WASHINGTON (Reuters) - Senior Obama administration officials and a bipartisan group of U.S. senators agreed on Wednesday to push for cybersecurity legislation as quickly as possible, the White House said on Thursday.
White House spokeswoman Caitlin Hayden said the officials went to Capitol Hill “to discuss the growing cybersecurity threats to our nation and the need for prompt legislative action to ensure the U.S. government has the authorities it needs to keep the nation safe.”
U.S. lawmakers have been at odds about the best way to protect critical facilities like power and water utilities from cyber intrusions that have frozen websites and resulted in breaches and data theft from companies including Google, Lockheed Martin and Citigroup.

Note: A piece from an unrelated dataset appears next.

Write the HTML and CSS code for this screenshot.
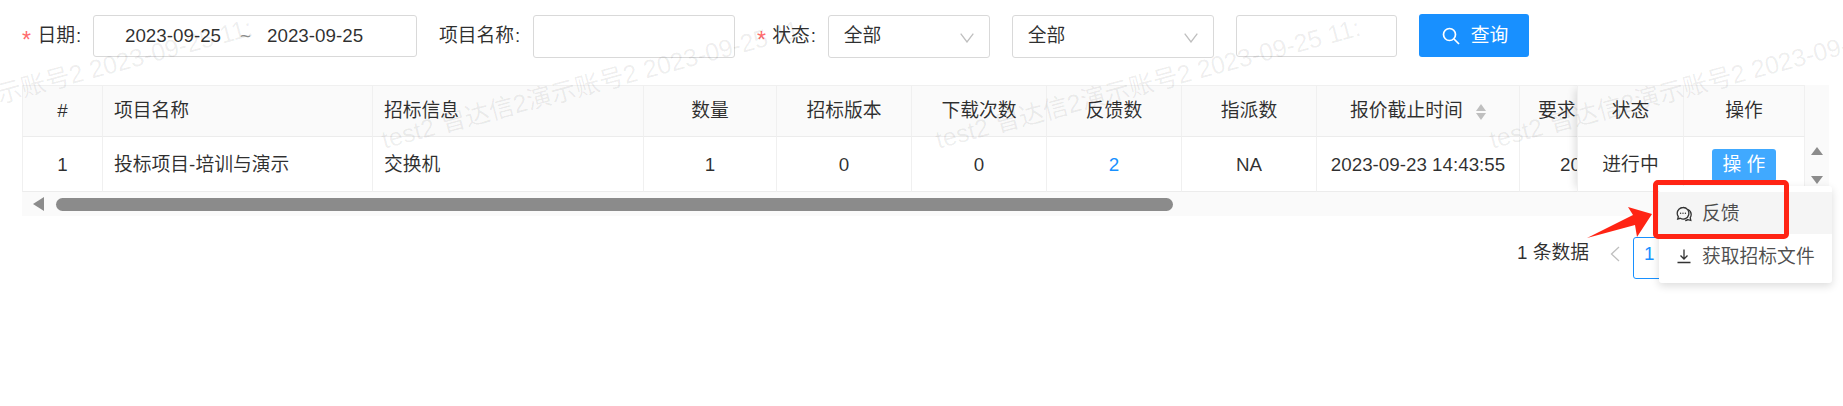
FILE: index.html
```html
<!DOCTYPE html>
<html>
<head>
    <meta charset="utf-8">
    <link rel="stylesheet" href="styles.css">
</head>
<body>
    <div class="searchForm">
        <div class="formItem">
            <span class="reqStar">*</span><span>日期</span><span class="colon">:</span>
            <div class="inputBox dateBox">
                <span>2023-09-25</span><span class="tilde">~</span><span>2023-09-25</span>
            </div>
        </div>
        <div class="formItem">
            <span>项目名称</span><span class="colon colonWide">:</span>
            <div class="inputBox nameBox"></div>
        </div>
        <div class="formItem">
            <span class="reqStar">*</span><span>状态</span><span class="colon">:</span>
            <div class="inputBox selectBox statusBox">
                <span>全部</span>
                <svg class="chevron" viewBox="0 0 14 10"><path d="M.7.7 7 9 13.3.7"/></svg>
            </div>
        </div>
        <div class="formItem">
            <div class="inputBox selectBox typeBox">
                <span>全部</span>
                <svg class="chevron" viewBox="0 0 14 10"><path d="M.7.7 7 9 13.3.7"/></svg>
            </div>
        </div>
        <div class="formItem">
            <div class="inputBox otherBox"></div>
        </div>
        <button class="searchBtn">
            <svg class="searchIcon" viewBox="0 0 18 18"><circle cx="7.5" cy="7.5" r="6"/><path d="m12 12 5 5"/></svg>
            <span>查询</span>
        </button>
    </div>

    <div class="tableWrap">
        <div class="tableMain">
            <div class="tableArea">
                <table class="dataTable">
                    <colgroup>
                        <col class="colNo"><col class="colName"><col class="colInfo"><col class="colQty">
                        <col class="colStd"><col class="colStd"><col class="colStd"><col class="colStd">
                        <col class="colTime"><col class="colReq">
                    </colgroup>
                    <thead>
                        <tr>
                            <th>#</th>
                            <th class="alignLeft">项目名称</th>
                            <th class="alignLeft">招标信息</th>
                            <th>数量</th>
                            <th>招标版本</th>
                            <th>下载次数</th>
                            <th>反馈数</th>
                            <th>指派数</th>
                            <th class="sortHead">
                                报价截止时间
                                <span class="sorter"><i class="sortUp"></i><i class="sortDown"></i></span>
                            </th>
                            <th class="reqHead">要求</th>
                        </tr>
                    </thead>
                    <tbody>
                        <tr>
                            <td>1</td>
                            <td class="alignLeft">投标项目-培训与演示</td>
                            <td class="alignLeft">交换机</td>
                            <td>1</td>
                            <td>0</td>
                            <td>0</td>
                            <td class="linkCell">2</td>
                            <td>NA</td>
                            <td>2023-09-23 14:43:55</td>
                            <td class="reqCell">20</td>
                        </tr>
                    </tbody>
                </table>
                <table class="dataTable fixedTable">
                    <colgroup><col class="colState"><col class="colOp"></colgroup>
                    <thead>
                        <tr><th>状态</th><th>操作</th></tr>
                    </thead>
                    <tbody>
                        <tr>
                            <td>进行中</td>
                            <td class="opCell"><span class="opBtn">操 作</span></td>
                        </tr>
                    </tbody>
                </table>
            </div>
            <div class="vBar">
                <i class="vUp"></i>
                <i class="vDown"></i>
            </div>
        </div>
        <div class="hBar">
            <i class="hLeft"></i>
            <div class="hThumb"></div>
        </div>
    </div>

    <div class="pager">
        <span>1 条数据</span>
        <svg class="pagePrev" viewBox="0 0 10 16"><path d="M9 1 1.500 8 9 15"/></svg>
        <span class="pageNum">1</span>
    </div>

    <div class="wmLayer">
        <span class="wmText wm1">test2 曾达信2演示账号2 2023-09-25 11:55</span>
        <span class="wmText wm2">test2 曾达信2演示账号2 2023-09-25 11:55</span>
        <span class="wmText wm3">test2 曾达信2演示账号2 2023-09-25 11:55</span>
        <span class="wmText wm4">test2 曾达信2演示账号2 2023-09-25 11:55</span>
    </div>

    <ul class="opMenu">
        <li class="opItem opHover">
            <svg class="opIcon" viewBox="0 0 18 18"><path d="M8 2.500a5.800 5.800 0 0 0-5.800 5.800c0 1.300.4 2.400 1.100 3.400l-.6 2.300 2.500-.7a5.800 5.800 0 1 0 2.800-10.800Z"/><path d="M13 4.500c2 .9 3.200 2.800 3.200 4.900 0 1.200-.4 2.300-1 3.200l.6 2.700-2.900-.7c-.8.500-1.700.8-2.700.9"/><path class="opDots" d="M5.600 8.300h.01M8 8.300h.01M10.400 8.300h.01"/></svg>
            <span>反馈</span>
        </li>
        <li class="opItem">
            <svg class="opIcon" viewBox="0 0 18 18"><path d="M9 2.500v9M5.500 8.500 9 12l3.500-3.500M2.500 15.500h13"/></svg>
            <span>获取招标文件</span>
        </li>
    </ul>

    <div class="redBox"></div>
    <svg class="redArrow" viewBox="0 0 70 36"><path d="M1 34 47 11 42 3 66 10 51 33 49 21Z"/></svg>
</body>
</html>
```

FILE: styles.css
```css
* {
    box-sizing: border-box;
}
html, body {
    margin: 0;
    height: 100%;
    overflow: hidden;
}
body {
    background-color: #fff;
    color: rgba(0, 0, 0, .82);
    font-family: "Liberation Sans", "Noto Sans CJK SC", sans-serif;
    font-size: 18.8px;
    line-height: 26px;
}

/* search form */
.searchForm {
    display: flex;
    align-items: flex-start;
    gap: 22px;
    padding: 15px 0 0 22px;
    height: 85px;
}
.formItem {
    display: flex;
    align-items: center;
    height: 42px;
    line-height: 40px;
}
.reqStar {
    width: 15.400px;
    margin-top: 8px;
    color: #ff6b6d;
    font-size: 23px;
}
.colon {
    width: 18px;
    padding-left: 1px;
}
.colonWide {
    width: 18.800px;
}
.inputBox {
    display: flex;
    align-items: center;
    height: 42px;
    border: 1px solid #d9d9d9;
    border-radius: 3px;
    background-color: #fff;
}
.dateBox {
    width: 324px;
    padding-left: 31px;
}
.tilde {
    width: 46px;
    padding-left: 19px;
    color: #8c8c8c;
}
.nameBox {
    width: 202px;
    height: 43px;
}
.selectBox {
    justify-content: space-between;
    padding: 0 15px 0 15px;
    height: 43px;
}
.statusBox {
    width: 162px;
}
.typeBox {
    width: 202px;
}
.otherBox {
    width: 161px;
}
.chevron {
    width: 14px;
    height: 10px;
    margin-top: 3px;
    fill: none;
    stroke: #bfbfbf;
    stroke-width: 1.300;
}
.searchBtn {
    display: flex;
    align-items: center;
    width: 110px;
    height: 43px;
    margin-top: -1px;
    padding: 0 0 0 23px;
    border: 0;
    border-radius: 3px;
    background-color: #1890ff;
    color: #fff;
    font: inherit;
}
.searchIcon {
    width: 18px;
    height: 18px;
    margin-right: 11px;
    fill: none;
    stroke: #fff;
    stroke-width: 1.700;
}

/* table */
.tableWrap {
    width: 1807px;
    margin-left: 22px;
}
.tableMain {
    display: flex;
    height: 107px;
}
.tableArea {
    position: relative;
    width: 1783px;
    overflow: hidden;
}
.dataTable {
    table-layout: fixed;
    border-collapse: separate;
    border-spacing: 0;
    width: 1678px;
}
.colNo { width: 81px; }
.colName { width: 270px; }
.colInfo { width: 271px; }
.colQty { width: 133px; }
.colStd { width: 135px; }
.colTime { width: 203px; }
.colReq { width: 180px; }
.colState { width: 107px; }
.colOp { width: 121px; }

.dataTable th, .dataTable td {
    padding: 0;
    text-align: center;
    white-space: nowrap;
    overflow: hidden;
    border-right: 1px solid #f0f0f0;
    border-bottom: 1px solid #ececec;
    font-weight: normal;
}
.dataTable th:first-child, .dataTable td:first-child {
    border-left: 1px solid #f0f0f0;
}
.dataTable th {
    height: 52px;
    border-top: 1px solid #f0f0f0;
    background-color: #fafafa;
}
.dataTable td {
    height: 55px;
    padding-top: 2px;
    background-color: #fff;
}
.dataTable .alignLeft {
    padding-left: 11px;
    text-align: left;
}
.dataTable .reqHead {
    padding-left: 18px;
    text-align: left;
}
.dataTable .reqCell {
    padding-left: 40px;
    text-align: left;
}
.linkCell {
    color: #1890ff;
}
.sorter {
    display: inline-flex;
    flex-direction: column;
    gap: 2px;
    margin-left: 8px;
    vertical-align: middle;
}
.sortUp, .sortDown {
    width: 0;
    height: 0;
    border-left: 5.500px solid transparent;
    border-right: 5.500px solid transparent;
}
.sortUp {
    border-bottom: 7px solid #bfbfbf;
}
.sortDown {
    border-top: 7px solid #bfbfbf;
}

.fixedTable {
    position: absolute;
    top: 0;
    right: 0;
    width: 228px;
    box-shadow: -6px 0 8px -4px rgba(0, 0, 0, .13);
}
.opBtn {
    display: inline-block;
    width: 64px;
    height: 33px;
    border-radius: 3px;
    background-color: #40a9ff;
    color: #fff;
    line-height: 31px;
}

.vBar {
    position: relative;
    width: 24px;
    background-color: #fafafa;
}
.vUp, .vDown {
    position: absolute;
    left: 6px;
    width: 0;
    height: 0;
    border-left: 6px solid transparent;
    border-right: 6px solid transparent;
}
.vUp {
    top: 62px;
    border-bottom: 8px solid #8c8c8c;
}
.vDown {
    top: 91px;
    border-top: 8px solid #8c8c8c;
}
.hBar {
    display: flex;
    align-items: center;
    height: 24px;
    padding: 0 0 0 11px;
    background-color: #fafafa;
}
.hLeft {
    width: 0;
    height: 0;
    border-top: 7px solid transparent;
    border-bottom: 7px solid transparent;
    border-right: 11px solid #8c8c8c;
}
.hThumb {
    width: 1117px;
    height: 13px;
    margin-left: 12px;
    border-radius: 7px;
    background-color: #8b8b8b;
}

/* pager */
.pager {
    display: flex;
    align-items: flex-start;
    justify-content: flex-end;
    height: 42px;
    margin-top: 21px;
    padding-right: 168px;
    line-height: 32px;
}
.pagePrev {
    width: 10px;
    height: 16px;
    margin: 9px 13px 0 21px;
    fill: none;
    stroke: #bfbfbf;
    stroke-width: 1.300;
}
.pageNum {
    width: 42px;
    height: 42px;
    border: 1px solid #1890ff;
    border-radius: 3px;
    padding-left: 10px;
    color: #1890ff;
}

/* watermark */
.wmLayer {
    position: absolute;
    top: 0;
    left: 0;
    width: 100%;
    height: 100%;
    overflow: hidden;
    pointer-events: none;
}
.wmText {
    position: absolute;
    top: 124px;
    width: 438px;
    overflow: hidden;
    transform: rotate(-15deg);
    transform-origin: 0 50%;
    white-space: nowrap;
    color: rgba(0, 0, 0, .07);
    font-size: 25px;
    line-height: 32px;
}
.wm1 { left: -172px; }
.wm2 { left: 382px; }
.wm3 { left: 936px; }
.wm4 { left: 1490px; width: 560px; }

/* row menu */
.opMenu {
    position: absolute;
    top: 186px;
    left: 1659px;
    width: 173px;
    height: 97px;
    margin: 0;
    padding: 6px 0 0 0;
    list-style: none;
    border-radius: 3px;
    background-color: #fff;
    box-shadow: 0 3px 9px rgba(0, 0, 0, .14);
    color: rgba(0, 0, 0, .7);
}
.opItem {
    display: flex;
    align-items: center;
    height: 43px;
    padding: 2px 0 0 16px;
}
.opHover {
    height: 42px;
    background-color: #f5f5f5;
}
.opIcon {
    width: 18px;
    height: 18px;
    margin: -1px 9px 0 0;
    fill: none;
    stroke: #333;
    stroke-width: 1.300;
}
.opDots {
    stroke-width: 1.400;
    stroke-linecap: round;
}

/* annotation */
.redBox {
    position: absolute;
    top: 180px;
    left: 1653px;
    width: 136px;
    height: 59px;
    border: 5px solid #ff2414;
    border-radius: 5px;
}
.redArrow {
    position: absolute;
    top: 204px;
    left: 1586px;
    width: 70px;
    height: 36px;
    fill: #ff2414;
}
```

Senate Democratic Leader Harry Reid’s office is working to draft a comprehensive bill aimed at protecting company and government networks along the lines of a cyber strategy the White House published in May.
That would include new rules to force companies to notify consumers when breaches put personal data at risk and authorize the Department of Homeland Security to ensure minimum standards are met in monitoring for possible attacks.
But a Republican task force in the House of Representatives said earlier this month that Congress should give companies incentives to boost cyber defenses and not rush to impose new regulations except in sensitive sectors like nuclear power, electricity and water treatment plants.
In the Wednesday briefing, White House and U.S. agency officials told 12 senators including Reid, Republican Kay Bailey Hutchinson and Independent Joe Lieberman that a comprehensive approach would balance the burden of defending computing networks between the government and private sector.
“From our point of view it was an extremely useful and constructive discussion, ending with agreement that all involved need to work together to pass a cybersecurity bill as quickly as possible,” Hayden said.
“The administration looks forward to continuing work with Congress to urge all involved to quickly enact these ideas into law in a bipartisan manner.